ノーベル経済学賞受賞者をめぐる予測市場

 ノーベル経済学賞をだれが取るかで賭けが行なわれている。現在最有力は Elhanan Helpman と Gene Grossman で、その次に Paul Romer が来ている様子。経済学が研究の対象とする予測市場 prediction market が経済学賞の行方を題材として取り込むあたりは面白いのだけれど、最近話題にしているキャス・サンスティーンの前著『Infotopia: How Many Minds Produce Knowledge』によればこうした賞の受賞者を選ぶのは予測市場にとって苦手分野のはず。
 予測市場が有効に働くとされるのは、正しい答えに賭けた人が儲かり、そうでない人が損をするという仕組みによって、多くの人が少しずつ持つさまざまな情報や知識がアグリゲートされるから。ただ単に予測するだけなら何とでも言えるけれど、自分のお金を賭けるからには誰でも知り得る限りの情報を集めようとする。
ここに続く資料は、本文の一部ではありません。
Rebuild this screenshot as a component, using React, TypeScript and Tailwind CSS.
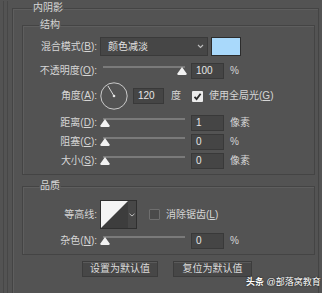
import React from "react"

const Thumb = ({ left }: { left: number }) => (
  <svg className="absolute top-[4px]" style={{ left }} width="10" height="8" viewBox="0 0 10 8">
    <path d="M5 0 L9.6 6.4 Q10 8 8.5 8 L1.5 8 Q0 8 0.4 6.4 Z" fill="#f2f2f2" />
  </svg>
)

const Slider = ({ pos }: { pos: number }) => (
  <div className="relative w-[88px] h-full">
    <div className="absolute left-[3px] right-[3px] top-[3px] h-[2px] bg-[#7a7a7a]" />
    <Thumb left={pos} />
  </div>
)

const NumBox = ({ value, w = "w-[33px]" }: { value: string; w?: string }) => (
  <div className={`${w} h-[16px] bg-[#454545] border border-[#393939] text-[#e6e6e6] pl-[4px] leading-[14px]`}>
    {value}
  </div>
)

const Label = ({ children }: { children: React.ReactNode }) => (
  <div className="w-[74px] shrink-0 text-right whitespace-nowrap">{children}</div>
)

const U = ({ c }: { c: string }) => <span className="underline underline-offset-1">{c}</span>

const SliderRow = ({ label, pos, value, unit, className = "" }: { label: React.ReactNode; pos: number; value: string; unit: string; className?: string }) => (
  <div className={`flex items-center h-[16px] ${className}`}>
    <Label>{label}</Label>
    <div className="ml-[3px] h-full">
      <Slider pos={pos} />
    </div>
    <div className="ml-[3px]">
      <NumBox value={value} />
    </div>
    <div className="ml-[6px]">{unit}</div>
  </div>
)

const Check = ({ checked }: { checked?: boolean }) =>
  checked ? (
    <div className="w-[11px] h-[11px] bg-[#ececec] rounded-[1px] flex items-center justify-center">
      <svg width="9" height="9" viewBox="0 0 9 9">
        <path d="M1.5 4.8 L3.6 7 L7.6 1.8" stroke="#2a2a2a" strokeWidth="1.8" fill="none" />
      </svg>
    </div>
  ) : (
    <div className="w-[11px] h-[11px] bg-[#4a4a4a] border border-[#6e6e6e] rounded-[1px]" />
  )

export default function App() {
  return (
    <div className="relative w-[322px] h-[293px] overflow-hidden bg-[#535353] text-[10px] leading-[14px] text-[#d6d6d6] font-['Liberation_Sans','Noto_Sans_CJK_SC',sans-serif]">
      <div className="h-full ml-[3px] border-l border-[#474747] pl-[3px]">
        <div className="h-full border-l border-[#474747] pl-[4px]">
          <fieldset className="mt-[1px] w-[307px] h-[320px] border border-[#444444] shadow-[inset_1px_1px_0_#5e5e5e] p-0 m-0">
            <legend className="ml-[19px] px-[1px] leading-[14px]">内阴影</legend>

            <fieldset className="ml-[9px] mt-[3px] w-[293px] border border-[#444444] shadow-[inset_1px_1px_0_#5e5e5e] p-0 pt-[5px] pb-[5px]">
              <legend className="ml-[16px] px-[1px] leading-[14px]">结构</legend>

              <div className="flex items-center h-[19px]">
                <Label>
                  混合模式(<U c="B" />):
                </Label>
                <div className="ml-[3px] w-[108px] h-[19px] bg-[#464646] border border-[#3a3a3a] flex items-center justify-between pl-[7px] pr-[3px] text-[#e2e2e2]">
                  <span>颜色减淡</span>
                  <svg width="7" height="5" viewBox="0 0 7 5">
                    <path d="M1 1 L3.5 3.5 L6 1" stroke="#bdbdbd" strokeWidth="1.1" fill="none" />
                  </svg>
                </div>
                <div className="ml-[3px] w-[30px] h-[19px] bg-[#a9d9fb] border border-[#2c2c2c]" />
              </div>

              <SliderRow className="mt-[7px]" label={<>不透明度(<U c="O" />):</>} pos={77} value="100" unit="%" />

              <div className="flex items-center h-[28px] mt-[3px]">
                <Label>
                  角度(<U c="A" />):
                </Label>
                <svg className="ml-[3px]" width="28" height="28" viewBox="0 0 28 28">
                  <circle cx="14" cy="14" r="13.2" stroke="#c9c9c9" strokeWidth="1" fill="none" />
                  <path d="M14 14 L8 4" stroke="#d8d8d8" strokeWidth="1" />
                  <circle cx="14" cy="14" r="1.3" fill="#e6e6e6" />
                </svg>
                <div className="ml-[5px]">
                  <NumBox value="120" w="w-[31px]" />
                </div>
                <div className="ml-[7px]">度</div>
                <div className="ml-[11px]">
                  <Check checked />
                </div>
                <div className="ml-[6px] whitespace-nowrap">
                  使用全局光(<U c="G" />)
                </div>
              </div>

              <SliderRow className="mt-[5px]" label={<>距离(<U c="D" />):</>} pos={0} value="1" unit="像素" />
              <SliderRow className="mt-[3px]" label={<>阻塞(<U c="C" />):</>} pos={0} value="0" unit="%" />
              <SliderRow className="mt-[3px]" label={<>大小(<U c="S" />):</>} pos={0} value="0" unit="像素" />
            </fieldset>

            <fieldset className="ml-[9px] mt-[4px] w-[293px] border border-[#444444] shadow-[inset_1px_1px_0_#5e5e5e] p-0 pt-[7px] pb-[5px]">
              <legend className="ml-[16px] px-[1px] leading-[14px]">品质</legend>

              <div className="flex items-center h-[29px]">
                <Label>等高线:</Label>
                <div className="ml-[3px] w-[37px] h-[29px] border border-[#2f2f2f] flex">
                  <svg width="27" height="27" viewBox="0 0 27 27">
                    <rect width="27" height="27" fill="#3d3d3d" />
                    <path d="M0 0 L27 0 L0 27 Z" fill="#f4f4f4" />
                  </svg>
                  <div className="flex-1 bg-[#474747] flex items-center justify-center">
                    <svg width="6" height="4" viewBox="0 0 6 4">
                      <path d="M0.5 0.8 L3 3 L5.5 0.8" stroke="#bdbdbd" strokeWidth="1" fill="none" />
                    </svg>
                  </div>
                </div>
                <div className="ml-[12px]">
                  <Check />
                </div>
                <div className="ml-[6px] whitespace-nowrap">
                  消除锯齿(<U c="L" />)
                </div>
              </div>

              <SliderRow className="mt-[4px]" label={<>杂色(<U c="N" />):</>} pos={0} value="0" unit="%" />
            </fieldset>

            <div className="flex mt-[6px] ml-[69px] gap-[15px]">
              <div className="w-[76px] h-[16px] bg-[#474747] border border-[#3c3c3c] shadow-[inset_0_1px_0_#5a5a5a] flex items-center justify-center text-[#dcdcdc]">
                设置为默认值
              </div>
              <div className="w-[79px] h-[16px] bg-[#474747] border border-[#3c3c3c] shadow-[inset_0_1px_0_#5a5a5a] flex items-center justify-center text-[#dcdcdc]">
                复位为默认值
              </div>
            </div>
          </fieldset>
        </div>
      </div>

      <div className="absolute left-[246px] top-[276px] text-[9px] leading-[12px] text-white whitespace-nowrap [text-shadow:0_0_2px_rgba(0,0,0,0.8)]">
        <span className="font-bold">头条</span> @部落窝教育
      </div>
    </div>
  )
}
オッズは多数の人がどの選択肢にどれだけ賭けたかによって変動するので、結果として予測市場はかなり正確にさまざまな事象の発生確率を当てることができる。
 けれども、予測市場がうまく機能するためには、参考となる情報を多数の人がバラバラに持っているか、あるいは知り得ることが前提。例えば、まったくの偶然に左右される事象については、予測市場によっても結果を言い当てることは不可能だ。それが予測市場と普通のギャンブル(ただしポーカーや麻雀のように戦略が関係しないもの)の違い。
 そういう意味でいうと、ノーベル経済学賞の受賞者のように小さな委員会によって不透明な基準で選考されるものは、予測市場によってもあまり正確な予測は期待できない。似たような例として、サンスティーンはブッシュ政権が誰を最高裁判事に指名するかとか、誰を特定の大臣にするかといった問題において、予測市場が比較的無力(一般の評論家の予想より正確な予測はできなかった)であったことを紹介している。予測市場に参加する大多数の人たちは、ブッシュ政権内部でどのような議論が起きているのか知りようがないからね。同様に、ノーベル経済学賞の受賞者を決定する委員会の動きも、一般の人たちには知りようがない。まさか委員会関係者がインサイダー取引きをするわけもないしね。
 というわけで、選考委員会のみなさま、今年の経済学賞には予測市場に名前すらあがっていない人を選んで、予測市場の弱点を広く宣伝する事で経済学に寄与してください!


【追記】
 結果、予測市場は大外れ! さらに、著名経済学者ブロガーの予測も軒並み外れ。